Are the band able to follow such a strong start just as effectively? The answer is a resounding yes. ‘Deceiver’ allows everyone to stretch out across six minutes, fully working a hard, bluesy groove that captures a really dirty tone from Johnny, whilst Jillian contrasts the early Blue Oyster Cult meets Dio-era Sabbath mood with a very 70s influenced performance. The clarity of her voice, as with the best Hatchet sounds, continues to be a very effective contrast with the music that’s been set in place, but here, it never dominates. There’s time enough for a really retro guitar solo or two, and on the occasions where bassist Luke Muir cuts through, his playing conveys a really muscular sound like a cross between peak Geezer Butler and Glenn Hughes. At the point where you think you know exactly where this track is bound, it takes a massive twist, throwing in some very metal-centric twin leads which are used to bolster the second half of the number when the band hit upon a much busier groove. It much suggests the music was created as a collective rather than by a singular talent with the rest falling into place. In terms of no nonsense retro rockers, it absolutely slays, and the slightly fuzzy production sound really serves the material well, giving it just enough punch, but not so much that it detracts from a pleasingly live feel.

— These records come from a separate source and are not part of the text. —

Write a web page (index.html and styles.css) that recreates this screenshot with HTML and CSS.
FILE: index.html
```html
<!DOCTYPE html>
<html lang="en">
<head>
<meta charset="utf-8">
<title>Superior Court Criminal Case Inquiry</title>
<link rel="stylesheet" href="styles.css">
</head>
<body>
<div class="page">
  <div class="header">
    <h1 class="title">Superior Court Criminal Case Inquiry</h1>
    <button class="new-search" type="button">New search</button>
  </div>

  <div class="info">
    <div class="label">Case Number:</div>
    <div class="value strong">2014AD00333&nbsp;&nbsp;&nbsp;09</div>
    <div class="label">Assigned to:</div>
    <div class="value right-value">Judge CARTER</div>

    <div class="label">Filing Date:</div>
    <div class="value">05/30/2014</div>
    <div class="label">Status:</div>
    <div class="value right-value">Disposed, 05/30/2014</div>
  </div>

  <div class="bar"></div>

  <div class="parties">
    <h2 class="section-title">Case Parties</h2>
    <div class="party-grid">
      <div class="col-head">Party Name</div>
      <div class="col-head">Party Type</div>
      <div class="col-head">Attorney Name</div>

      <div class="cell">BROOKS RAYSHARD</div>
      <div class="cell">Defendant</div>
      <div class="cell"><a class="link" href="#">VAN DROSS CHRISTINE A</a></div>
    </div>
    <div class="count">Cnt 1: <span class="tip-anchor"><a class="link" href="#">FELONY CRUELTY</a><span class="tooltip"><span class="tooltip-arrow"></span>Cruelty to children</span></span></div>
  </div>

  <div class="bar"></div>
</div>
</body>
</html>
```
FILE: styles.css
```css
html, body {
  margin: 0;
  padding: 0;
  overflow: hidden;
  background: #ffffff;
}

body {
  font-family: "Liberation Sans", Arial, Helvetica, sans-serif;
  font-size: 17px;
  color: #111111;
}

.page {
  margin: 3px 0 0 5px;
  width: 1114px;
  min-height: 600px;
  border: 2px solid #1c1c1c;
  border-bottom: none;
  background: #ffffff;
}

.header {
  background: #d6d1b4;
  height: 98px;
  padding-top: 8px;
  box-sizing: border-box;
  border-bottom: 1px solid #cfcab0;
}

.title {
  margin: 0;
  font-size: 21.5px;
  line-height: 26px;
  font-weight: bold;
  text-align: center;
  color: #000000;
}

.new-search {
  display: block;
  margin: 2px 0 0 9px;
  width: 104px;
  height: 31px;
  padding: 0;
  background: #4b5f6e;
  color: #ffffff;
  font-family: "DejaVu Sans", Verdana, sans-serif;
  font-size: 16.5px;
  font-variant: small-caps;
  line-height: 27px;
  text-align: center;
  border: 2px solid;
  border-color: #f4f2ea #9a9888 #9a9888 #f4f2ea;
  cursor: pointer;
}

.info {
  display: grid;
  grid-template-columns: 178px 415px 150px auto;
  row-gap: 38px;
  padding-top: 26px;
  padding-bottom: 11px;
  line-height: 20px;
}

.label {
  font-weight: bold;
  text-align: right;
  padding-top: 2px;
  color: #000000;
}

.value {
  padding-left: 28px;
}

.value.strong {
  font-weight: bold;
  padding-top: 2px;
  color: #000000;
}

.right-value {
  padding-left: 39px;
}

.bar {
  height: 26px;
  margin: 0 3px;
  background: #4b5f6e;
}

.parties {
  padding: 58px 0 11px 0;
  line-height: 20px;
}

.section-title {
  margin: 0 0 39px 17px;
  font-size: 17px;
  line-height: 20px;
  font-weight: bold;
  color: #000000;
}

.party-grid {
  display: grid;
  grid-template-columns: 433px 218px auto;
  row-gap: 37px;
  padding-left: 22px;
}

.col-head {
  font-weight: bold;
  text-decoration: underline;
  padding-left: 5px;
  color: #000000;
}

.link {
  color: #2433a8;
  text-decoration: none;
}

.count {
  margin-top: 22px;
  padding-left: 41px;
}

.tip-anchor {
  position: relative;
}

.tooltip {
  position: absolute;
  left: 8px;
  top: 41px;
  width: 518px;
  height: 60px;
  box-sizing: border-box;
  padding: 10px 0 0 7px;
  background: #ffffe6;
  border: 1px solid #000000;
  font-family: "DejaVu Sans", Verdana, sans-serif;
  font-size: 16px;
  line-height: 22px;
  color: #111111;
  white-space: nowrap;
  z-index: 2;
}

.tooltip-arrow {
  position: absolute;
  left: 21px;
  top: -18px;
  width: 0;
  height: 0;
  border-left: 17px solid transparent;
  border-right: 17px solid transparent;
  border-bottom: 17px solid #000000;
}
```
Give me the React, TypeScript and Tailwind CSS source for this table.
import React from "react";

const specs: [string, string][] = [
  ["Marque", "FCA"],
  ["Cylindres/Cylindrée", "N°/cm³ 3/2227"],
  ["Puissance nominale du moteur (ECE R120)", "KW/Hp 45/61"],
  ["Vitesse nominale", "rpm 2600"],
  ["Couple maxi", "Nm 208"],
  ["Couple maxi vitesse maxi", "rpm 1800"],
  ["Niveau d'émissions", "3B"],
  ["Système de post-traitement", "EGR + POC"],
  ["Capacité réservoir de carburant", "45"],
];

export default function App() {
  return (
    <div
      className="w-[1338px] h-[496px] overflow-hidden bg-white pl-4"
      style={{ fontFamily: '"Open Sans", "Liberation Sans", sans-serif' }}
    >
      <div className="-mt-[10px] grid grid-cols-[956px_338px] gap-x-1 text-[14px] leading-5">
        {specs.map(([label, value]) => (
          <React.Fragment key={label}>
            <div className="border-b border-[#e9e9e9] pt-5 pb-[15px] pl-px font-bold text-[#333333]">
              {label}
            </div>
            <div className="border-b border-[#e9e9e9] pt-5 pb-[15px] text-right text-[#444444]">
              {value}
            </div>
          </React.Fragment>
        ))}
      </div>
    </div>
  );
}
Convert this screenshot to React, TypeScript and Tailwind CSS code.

Moving through ‘Primitive Man’, there’s a little more of a stoner vibe, but an increased use of organ also feels reminiscent of proto-stoner sounds Zior and the heavy blues of bands like Leaf Hound, but again, played with a more modern twist. The jam band qualities of the main riff are superb with the rhythm section working impressively hard, but for the long time fan, it’ll often be Taylor’s vocals that remain the big draw, and she attacks the lyric with a force that brings out the best in her bluesy tones, which overlaid with more echo, reinforces the band’s love of a deep psych sound, before ‘1000 Years’ drops into some really haunting, heavy blues. Arguably the album’s centre piece, it features a great, descending riff – played by Johnny with impeccable tones – leading into a verse where Jillian gets to adopt a full scale cry. Those two factors would probably be enough alone to make it one of the record’s stand out cuts – it captures the more ominous side of the band almost perfectly – but it’s actually outshone when the climax of the track wheels out a few Sabbathy riffs set against some really broad harmonies. This once again showcases Ruby’s dark yet melodic core with ease.
Into the second half of the album, things don’t weaken in any way. If anything, they get more interesting when ‘Soothsayer’ applies a spooky blues intro with heavy keys and saxophone sounds to a stomping boogie rocker. The music might be a little simpler, but that doesn’t mean it’s any less well crafted: Johnny’s guitar sound has a brilliant crunch even when channelling Status Quo circa 1976, and the more rigid rhythm gives keys man Sean Khan Hur more room for manoeuvre and he fills the earlier part of the track with a brilliant 70s swirling sound which, although still too low in the final mix, has echoes of peak Ken Hensley. As is often the case, the latter part of this great number focuses a lot more on the guitar work, while Taylor hits a massive vocal peak. It might be a little simplistic for those who’d be more in tune with the previous album’s galloping psych-fest ‘Pagan Ritual’, but it’s great to hear the band aren’t just stuck in a rut, recycling things from within a comfort zone. In any case, multiple listens should unveil some great touches throughout, especially in the bass department, making it a solid addition to the band’s growing catalogue of superb tunes.
Released as a single ahead of the album, ‘Thruster’ is a little more commercial, without actually being commercial, if that makes sense. It features a similar galloping groove to bits of ‘Pagan Ritual’ but uses that very differently to underscore a big 70s rocker where the jagged rhythms are regularly intercut with a melody that sounds as if it were derived from a 50s horror movie. Before long, the whole band appears to be having a great time cutting loose on something that sounds like Ruby The Hatchet getting lost in a proto-stoner soundscape, but the addition of an old fashioned lead guitar break and more evidence of Taylor’s natural affinity with a very strident vocal suggest the makings of an instant fan favourite. In a complete change of mood, ‘Last Saga’ drops some purer blues where crying lead guitars are more of the Taste variety, and in a turn at the mic, drummer Owen offers a really strong vocal that draws from some more great 70s stock, as he sings with passion and clarity between the riffs. When heard in harmony with Taylor for the second verse, it really brings Ruby’s classic influences to the surface, and although the stoner/doom crowd might well find this a little light, there’s no denying it’s melodic strengths. Finally, ‘Amor Gravis’ closes a brilliant album with a complex workout that takes metal tinged riffs and alternates them with slow, moody blues passages, effectively bringing both spheres of the Hatchet sound together. When going at full pelt, the tune places busy snare drums against a really dirty guitar, working a riff that occasionally sounds like a cross between ‘Born To Be Wild’ meeting with something from Judas Priest’s ‘Killing Machine’ LP. When slowing down, the Sabbath-esque blues allows Taylor to soar once more, but whichever way you approach it, it has a real heart that beats incredibly strongly throughout.
For those who jumped on board with ‘Valley of The Snake’, ‘Fear…’ is an album that really won’t disappoint. Its forty minute playing time evokes the best of the 70s rock and metal boom, but as before, it presents a band who’ve brought their own talents and interesting twists to a classic, groove laden sound. It’s a worthy successor to ‘Planetary Space Child’, and has plenty in common with Ruby The Hatchet’s past, but at the same time, very much looks forward. It’s the sound of a band who’ve now reached maturity and sound capable of reaching an even bigger fan base. An essential disc.